The technology inside your digital camera may lead to a Star Trek-style medical tricorder and possibly even replace the traditional microscope. Researchers at theCalifornia Institute of Technology have developed a method of using digital imaging chips found in cameras to create hi-res images of small specimens and cells.
For about the last 300 years microscopes have worked under the same principle, you put something under a light source and then stare at it through a powerful magnifying glass. With the new "optofluidic microscope" however, all you need is a $10 chip, some metal film and a specimen suspended in liquid and you can create a hi-resolution image of whatever you're studying.

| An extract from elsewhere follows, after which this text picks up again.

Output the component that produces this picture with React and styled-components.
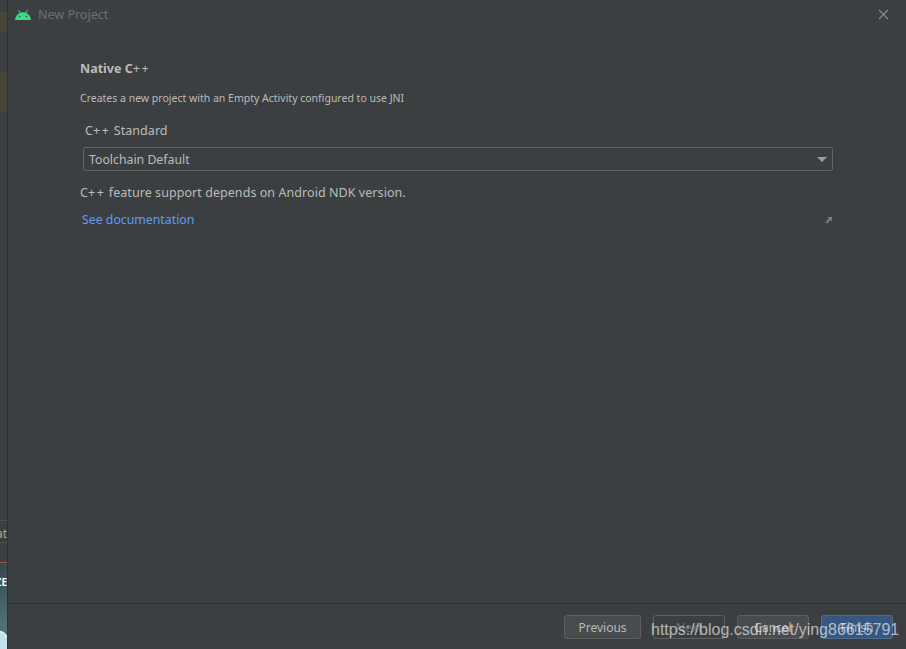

Here's how optofluidic microscopes works: the imaging chip is covered by metal film which has strategically placed holes in it and the chip is illuminated. When a specimen passes over these holes the chip records the dark areas and creates an image based on the variations in light. The new-style microscope can reportedly scan cells as small as 0.8 or 0.9 microns, which is important since the average cancer cell measures 15 to 30 microns.
Changhuei Yang, who lead the Caltech project, says thanks to the low price and small size of the optofluidic microscope he believes third-world countries will someday benefit from this technology. The dream is that optofluidic microscopes will soon be used in the technology can someday in iPod-size scanners designed to detect traces of cancer or malaria in blood and giardia in water.